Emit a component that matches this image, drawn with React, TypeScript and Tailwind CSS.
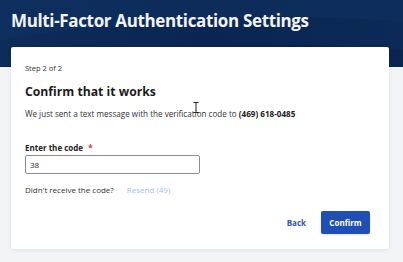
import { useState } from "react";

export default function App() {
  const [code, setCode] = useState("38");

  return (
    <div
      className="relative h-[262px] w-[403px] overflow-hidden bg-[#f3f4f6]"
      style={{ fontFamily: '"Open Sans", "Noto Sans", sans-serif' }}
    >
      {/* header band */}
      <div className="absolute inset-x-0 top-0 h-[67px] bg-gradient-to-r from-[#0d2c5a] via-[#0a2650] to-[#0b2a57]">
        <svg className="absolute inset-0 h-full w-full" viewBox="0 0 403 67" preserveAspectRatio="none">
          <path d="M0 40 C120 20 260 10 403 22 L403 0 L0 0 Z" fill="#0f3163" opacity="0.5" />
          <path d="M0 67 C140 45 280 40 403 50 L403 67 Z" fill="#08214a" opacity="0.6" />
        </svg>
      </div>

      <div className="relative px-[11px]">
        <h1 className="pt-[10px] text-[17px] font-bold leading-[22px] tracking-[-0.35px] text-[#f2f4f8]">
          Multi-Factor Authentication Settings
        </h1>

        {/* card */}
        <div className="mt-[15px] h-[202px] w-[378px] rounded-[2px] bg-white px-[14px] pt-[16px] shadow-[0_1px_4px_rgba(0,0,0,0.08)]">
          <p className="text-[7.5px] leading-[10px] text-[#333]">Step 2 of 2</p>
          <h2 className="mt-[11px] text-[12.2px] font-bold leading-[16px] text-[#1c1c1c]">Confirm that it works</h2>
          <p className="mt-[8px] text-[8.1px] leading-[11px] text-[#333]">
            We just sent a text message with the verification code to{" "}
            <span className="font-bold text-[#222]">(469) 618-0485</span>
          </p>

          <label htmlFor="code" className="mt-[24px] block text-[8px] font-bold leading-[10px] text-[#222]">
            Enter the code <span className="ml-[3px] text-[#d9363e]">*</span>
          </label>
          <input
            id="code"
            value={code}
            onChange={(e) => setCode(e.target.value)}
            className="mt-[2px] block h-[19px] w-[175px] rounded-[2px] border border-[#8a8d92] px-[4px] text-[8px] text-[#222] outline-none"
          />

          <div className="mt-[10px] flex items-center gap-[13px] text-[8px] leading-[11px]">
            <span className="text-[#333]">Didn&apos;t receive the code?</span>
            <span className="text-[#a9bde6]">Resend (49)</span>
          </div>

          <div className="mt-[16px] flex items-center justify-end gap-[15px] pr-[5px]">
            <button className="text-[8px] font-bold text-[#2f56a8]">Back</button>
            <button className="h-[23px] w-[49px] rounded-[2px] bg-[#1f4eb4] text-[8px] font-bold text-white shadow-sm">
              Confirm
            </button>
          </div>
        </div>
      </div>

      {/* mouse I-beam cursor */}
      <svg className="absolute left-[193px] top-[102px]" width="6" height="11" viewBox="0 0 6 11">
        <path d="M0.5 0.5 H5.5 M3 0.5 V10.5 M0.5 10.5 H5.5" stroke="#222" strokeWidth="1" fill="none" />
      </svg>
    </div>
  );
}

## Written exercise
Copy, from the material above, each line in which the string "with" occurs.

## Answer to the exercise
Emit a component that matches this image, drawn with React, TypeScript and Tailwind CSS.
            We just sent a text message with the verification code to{" "}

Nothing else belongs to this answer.